Decision-Making Hierarchy in Autonomous Vehicles

The decision-making system for an autonomous vehicle is hierarchically organized into four main components:

  1. Route Planning: High-level route selection through a road network using algorithms that compute minimum-cost paths.
  2. Behavioral Decision Making: Local driving task determination based on contextual factors and specific driving rules.
  3. Motion Planning: Generation of dynamically feasible paths or trajectories, which avoid obstacles and comply with vehicle kinematic constraints.
  4. Vehicle Control: Execution of planned motions through feedback control to correct deviations from the reference path or trajectory.

Motion Planning Approaches

Path Planning

  • Problem Formulation: The problem is defined in terms of finding paths in the configuration space that are feasible and, if necessary, optimal with respect to certain cost criteria.
  • Exact Algorithms: Techniques such as visibility graphs and cylindrical algebraic decomposition offer precise solutions in specific conditions but face scalability challenges with higher-dimensional spaces.
  • Sampling-based Methods: Probabilistic Roadmaps (PRM) and Rapidly-exploring Random Trees (RRT) are discussed.
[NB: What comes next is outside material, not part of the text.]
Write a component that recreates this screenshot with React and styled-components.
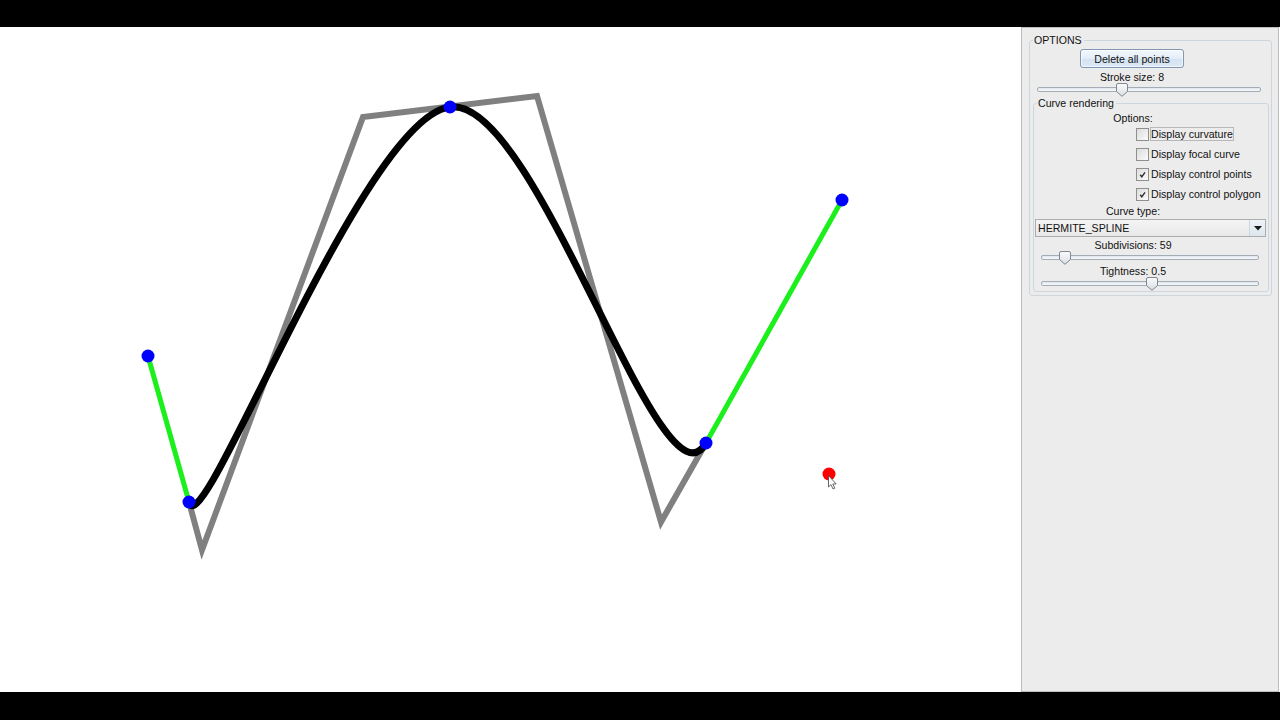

PRM* and RRT* are highlighted for their probabilistic completeness and asymptotic optimality properties, making them suitable for high-dimensional and dynamically constrained systems.

Trajectory Planning

  • Trajectory Planning Framework: Extends the path planning problem by incorporating time as an explicit parameter, allowing the modeling of dynamic obstacles and vehicle dynamics.
  • Solution Approaches: Includes variational methods, both direct (e.g., collocation, pseudospectral) and indirect (using Pontryagin's Minimum Principle). Additionally, it covers converting trajectory planning problems to equivalent path planning problems in expanded configuration spaces.

Control Techniques

Path Tracking for Kinematic Models

  • Geometric Approaches: Techniques such as "Pure Pursuit," relying on geometric constructions to maintain vehicle orientation and position relative to a reference path.
  • Feedback Control: More sophisticated feedback laws are applied based on vehicle configurations, including rear-wheel and front-wheel based methods ensuring stability and compliance with kinematic constraints.
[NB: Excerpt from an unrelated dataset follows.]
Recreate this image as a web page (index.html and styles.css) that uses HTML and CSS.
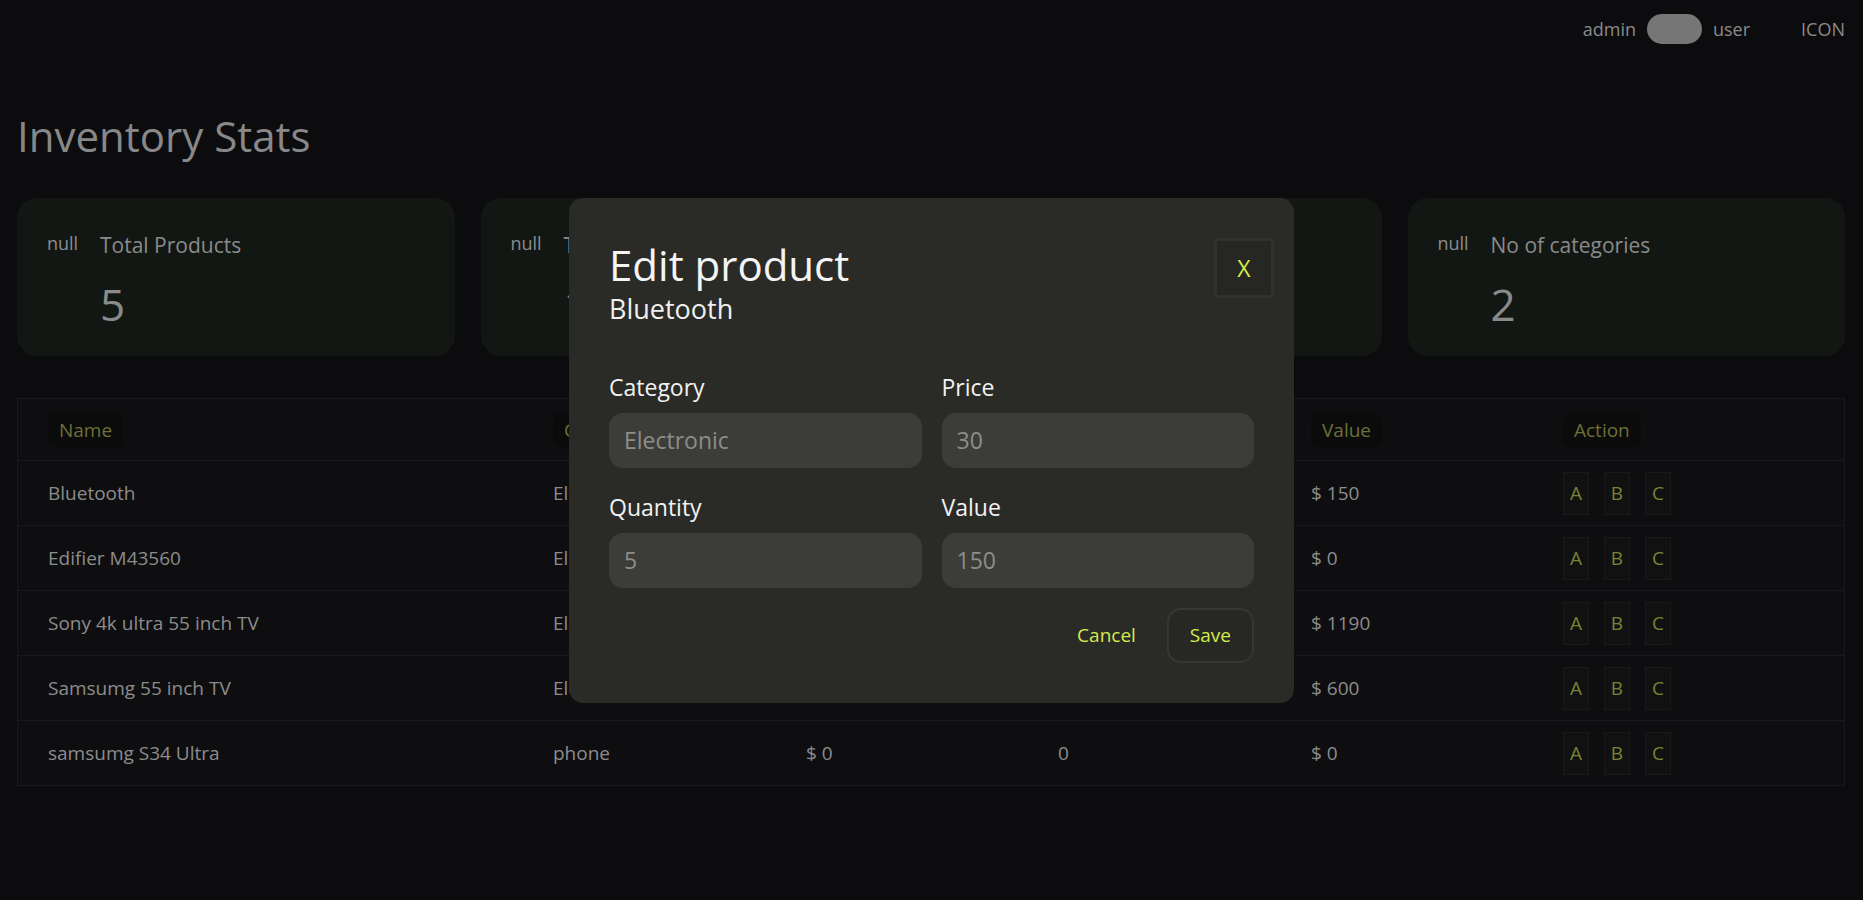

Trajectory Tracking for Dynamic Models

  • Control Lyapunov Functions: Stabilize the vehicle motion with Lyapunov-based feedback designs, offering guaranteed convergence properties for trajectory tracking.
  • Model Predictive Control (MPC): Entails solving an optimization problem over a finite horizon and applying the optimal control input over a shorter interval. Robust control and linear parameter-varying (LPV) models enhance MPC performance by incorporating detailed vehicle dynamics and constraints.
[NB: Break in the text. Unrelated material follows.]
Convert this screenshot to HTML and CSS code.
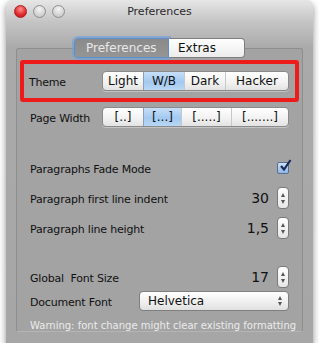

Practical Implications and Future Directions

The survey highlights the diversity of motion planning and control techniques feasible for autonomous vehicles and their respective trade-offs in computational demands and robustness. There is a practical emphasis on ensuring that the integrated system meets real-time requirements while maintaining safety and performance standards.

Implications:

  • Urban Navigation: Achieving efficient and safe navigation in complex urban settings necessitates advanced planning algorithms capable of handling dynamic obstacles and diverse driving conditions.
  • Computational Efficiency: Real-time operation constraints make it critical to leverage algorithms that balance computational complexity with robustness and feasibility.

Future Directions:

  • Integration and Optimization: Enhancing the synergy between motion planning and control layers to reduce computational overhead and improve overall system performance.
  • Resilient Control Designs: Developing more resilient control frameworks that adapt rapidly to variations in the driving environment and unforeseen obstacles.

Conclusion

The paper provides a detailed and technical survey of the critical components and methodologies essential for motion planning and control in self-driving urban vehicles. By addressing both theoretical underpinnings and practical deployments, it lays a foundation for future research aimed at optimizing the performance and reliability of autonomous driving systems in increasingly complex urban landscapes.